暮色踩着蛙鸣来,夕阳染云成橘子色,母亲灶台前煎茄子,油烟混晚风槐花香飘出院墙。邻家孩子搬小马扎聚巷口,听张爷爷讲古,讲他年轻时长江边看船,夏夜江风裹水汽,把星星都吹得摇晃。萤火虫从菜畦飞出来,忽明忽暗像撒了把银河在草丛。这些声音与光影,叠在记忆里,成了再也回不去,却总在午夜梦回的珍贵。
后半夜总要落场雨,雷声在远处打滚时,蝉鸣先歇,空气闷得像浸在水里。一道闪电劈开天幕,“哗啦啦” 雨打梧桐叶、铁皮屋顶、院角水缸,溅起水花惊飞夜鸟。雨停后月钻云照湿漉漉青石板,映碎银光。墙角牵牛花喝饱水撑鼓骨朵,预备给黎明惊喜。那时不懂这是岁月恩赐,只觉得夏夜的雨,连惊起的夜鸟,都是故事里的角色。

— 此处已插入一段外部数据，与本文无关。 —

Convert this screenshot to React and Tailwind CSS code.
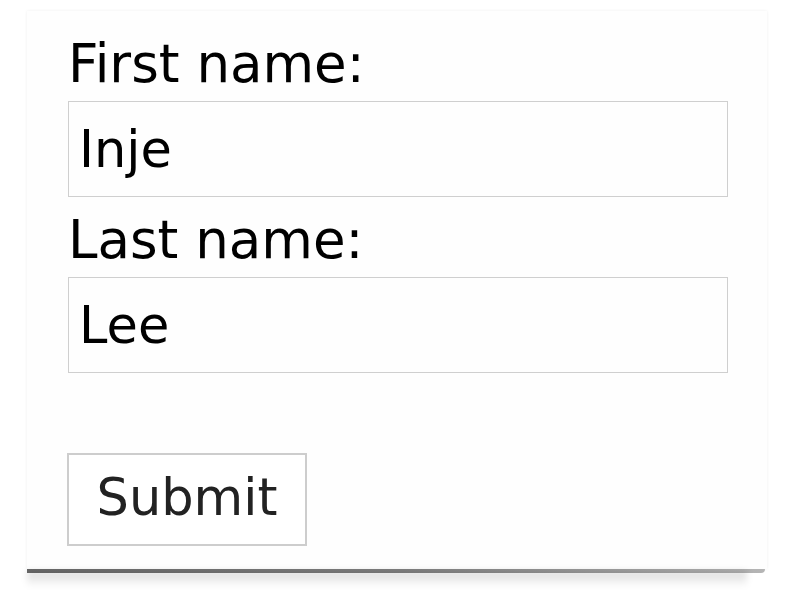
export default function App() {
  return (
    <div className="min-h-[606px] w-[793px] bg-white pl-[27px] pt-[11px]" style={{ fontFamily: '"DejaVu Sans", Verdana, sans-serif' }}>
      <div className="relative h-[558px] w-[740px] bg-[#fefefe] shadow-[0_0_3px_rgba(0,0,0,0.07)]">
        {/* curled bottom shadow */}
        <div className="absolute bottom-[-4px] left-0 h-[4px] w-[738px] rounded-br-full bg-gradient-to-r from-[#6a6a6a] via-[#808080] to-[#b5b5b5] blur-[0.7px]" />
        <div className="absolute bottom-[-18px] left-0 h-[16px] w-[720px] bg-gradient-to-b from-black/15 to-transparent blur-[3px]" />

        <form className="relative flex flex-col items-start pl-[41px] pt-[23px]">
          <label className="text-[53px] leading-[60px] text-black">First name:</label>
          <input
            readOnly
            defaultValue="Inje"
            className="mt-[7px] h-[96px] w-[660px] border border-[#cfcfcf] bg-[#fefefe] px-[10px] text-[51px] text-black outline-none"
          />
          <label className="mt-[13px] text-[53px] leading-[60px] text-black">Last name:</label>
          <input
            readOnly
            defaultValue="Lee"
            className="mt-[7px] h-[96px] w-[660px] border border-[#cfcfcf] bg-[#fefefe] px-[10px] text-[51px] text-black outline-none"
          />
          <button
            type="button"
            className="ml-[-1px] mt-[80px] flex h-[93px] w-[240px] items-center justify-center border-2 border-[#cdcdcd] bg-white pb-[2px] text-[51px] text-[#222]"
          >
            Submit
          </button>
        </form>
      </div>
    </div>
  )
}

古人说 “仲夏苦夜短”,可童年里蝉鸣蛙鼓交替的长昼,时光慵懒。葡萄架影子在地上慢挪,井水凉意浸着甜,骤雨月光淌过窗棂。如今明白,盛夏从不是仓促奔忙,是让每个日子浸在饱满光与影里,像井中沉瓜,藏着一整个季节的甜,藏着童年回不去的珍贵,藏着想起就心软的温柔。